# The Gans 356S is here!



## gokkar (Oct 11, 2015)

The cube gods have heard our prayers, and an updated Gans 356 has been released!


http://world.taobao.com/item/370146...&spm=a312a.7700824.w4002-9802303806.61.76E38b

I, for one, am extremely excited to see what this cube has to offer. Thoughts?


----------



## Praetorian (Oct 11, 2015)

i'll wait until reviews to know if this thing catches/is flimsy


----------



## 4Chan (Oct 11, 2015)

Wow! That looks really cool !

Hopefully the Cubicle stocks it soon, I really want it !
Can anyone who can read chinese say if anything other than the caps changed?


----------



## TorbinRoux (Oct 11, 2015)

basically just looks like a premodded gans 356 which is good actually


----------



## youSurname (Oct 11, 2015)

Following Apple's naming convention I see 
What will the next one be called?


----------



## fiftyniner (Oct 11, 2015)

Think the differences are in the pics:







This one is purely cosmetic:






Probably be cheaper simply to get the centers...


----------



## obelisk477 (Oct 11, 2015)

.....so couldn't we just get new centercaps instead of replacing the whole cube?


----------



## Tyler Comfy Hat (Oct 11, 2015)

Interesting.

I wonder what the bar-graphs towards the bottom of the page comparing the 357, 356, and 356S mean?


----------



## Isaac Lai (Oct 11, 2015)

Tyler Comfy Hat said:


> Interesting.
> 
> I wonder what the bar-graphs towards the bottom of the page comparing the 357, 356, and 356S mean?

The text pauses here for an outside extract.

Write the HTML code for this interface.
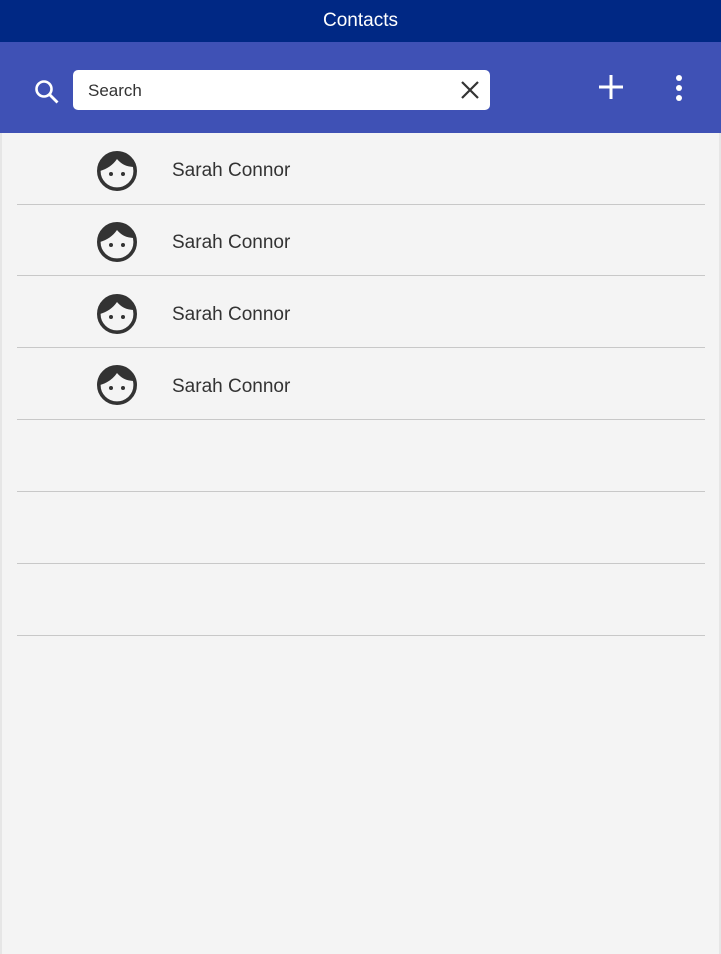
<!DOCTYPE html>
<html><head><meta charset="utf-8"><style>
*{margin:0;padding:0;box-sizing:border-box}
body{width:721px;height:954px;background:#f4f4f4;font-family:"Liberation Sans",sans-serif;position:relative;overflow:hidden}
.title{position:absolute;left:0;top:0;width:721px;height:42px;background:#002884;color:#fff;font-size:19px;text-align:center;line-height:41px}
.bar{position:absolute;left:0;top:42px;width:721px;height:91px;background:#3f51b5}
.search{position:absolute;left:73px;top:70px;width:417px;height:40px;background:#fff;border-radius:5px;font-size:17px;color:#333;line-height:41px;padding-left:15px}
.row{position:absolute;left:17px;width:688px;height:1px;background:#c8c8c8}
.name{position:absolute;left:172px;font-size:19px;color:#333}
.face{position:absolute;left:96px}
.lb{position:absolute;left:0;top:133px;width:2px;height:821px;background:#e6e6e6}
.rb{position:absolute;right:0;top:133px;width:2px;height:821px;background:#e6e6e6}
</style></head><body>
<div class="title">Contacts</div>
<div class="bar"></div>
<svg style="position:absolute;left:33px;top:78px" width="28" height="28" viewBox="0 0 28 28"><circle cx="11" cy="11" r="7.5" fill="none" stroke="#fff" stroke-width="2.6"/><line x1="16.5" y1="16.5" x2="24.5" y2="24.5" stroke="#fff" stroke-width="2.8"/></svg>
<div class="search">Search</div>
<svg style="position:absolute;left:460px;top:80px" width="20" height="20" viewBox="0 0 20 20"><path d="M2 2L18 18M18 2L2 18" stroke="#333" stroke-width="2.2"/></svg>
<svg style="position:absolute;left:598px;top:74px" width="26" height="26" viewBox="0 0 26 26"><path d="M13 1V25M1 13H25" stroke="#fff" stroke-width="3"/></svg>
<svg style="position:absolute;left:672px;top:74px" width="14" height="28" viewBox="0 0 14 28"><circle cx="7" cy="4" r="3" fill="#fff"/><circle cx="7" cy="14" r="3" fill="#fff"/><circle cx="7" cy="24" r="3" fill="#fff"/></svg>
<div class="lb"></div><div class="rb"></div>

<svg class="face" style="top:150px" width="42" height="42" viewBox="0 0 42 42"><circle cx="21" cy="21" r="18.2" fill="none" stroke="#333" stroke-width="3.6"/><path d="M4 21A17 17 0 0 1 38 17C31 17 25 14 21 9C17 15 11 19 4 21Z" fill="#333"/><circle cx="15" cy="24" r="2" fill="#333"/><circle cx="27" cy="24" r="2" fill="#333"/></svg>
<div class="name" style="top:160px">Sarah Connor</div>
<div class="row" style="top:204px"></div>

<svg class="face" style="top:221px" width="42" height="42" viewBox="0 0 42 42"><circle cx="21" cy="21" r="18.2" fill="none" stroke="#333" stroke-width="3.6"/><path d="M4 21A17 17 0 0 1 38 17C31 17 25 14 21 9C17 15 11 19 4 21Z" fill="#333"/><circle cx="15" cy="24" r="2" fill="#333"/><circle cx="27" cy="24" r="2" fill="#333"/></svg>
<div class="name" style="top:232px">Sarah Connor</div>
<div class="row" style="top:275px"></div>

<svg class="face" style="top:293px" width="42" height="42" viewBox="0 0 42 42"><circle cx="21" cy="21" r="18.2" fill="none" stroke="#333" stroke-width="3.6"/><path d="M4 21A17 17 0 0 1 38 17C31 17 25 14 21 9C17 15 11 19 4 21Z" fill="#333"/><circle cx="15" cy="24" r="2" fill="#333"/><circle cx="27" cy="24" r="2" fill="#333"/></svg>
<div class="name" style="top:304px">Sarah Connor</div>
<div class="row" style="top:347px"></div>

<svg class="face" style="top:364px" width="42" height="42" viewBox="0 0 42 42"><circle cx="21" cy="21" r="18.2" fill="none" stroke="#333" stroke-width="3.6"/><path d="M4 21A17 17 0 0 1 38 17C31 17 25 14 21 9C17 15 11 19 4 21Z" fill="#333"/><circle cx="15" cy="24" r="2" fill="#333"/><circle cx="27" cy="24" r="2" fill="#333"/></svg>
<div class="name" style="top:376px">Sarah Connor</div>
<div class="row" style="top:419px"></div>

<div class="row" style="top:491px"></div>
<div class="row" style="top:563px"></div>
<div class="row" style="top:635px"></div>
</body></html>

I think the graphs group the 356 and 356S together, so essentially the only difference is in the caps.


----------



## Tyler Comfy Hat (Oct 11, 2015)

Isaac Lai said:


> I think the graphs group the 356 and 356S together, so essentially the only difference is in the caps.



Oh, whoops. In my tired stupor, I was under the impression they were comparing the '7, '6 and '6S, instead of Gans 3, 357, and the two 356s together. Sorry about that.

I'm still curious about what they mean though. Stuff like speed/ corner cutting ect? But how would that be measured in percentage? Just sleezy marketing guff?


----------



## fiftyniner (Oct 11, 2015)

Since I prefer 57mm, and my 356 remains idle (prefer Meiying, and dislike the rattling in the 356 if I do the corner mod), I thought I would experiment with the cap mod.

Using a blade, I remove quite a bit of the corners of the each cap. Didn't sand it down, simply using the same blade to smoothen it a bit.


Not sure what happened but the cube got looser (and faster - I like it) and I am now testing the effect of different tensioning on the catch
The catch - reduced significantly! IMO, the corner piece is the culprit, and it even catch below the center piece.
I turned slow to see what really catches the most - the corner cap usually catch with the center cap. Think I will use the blade further on those center caps that catches.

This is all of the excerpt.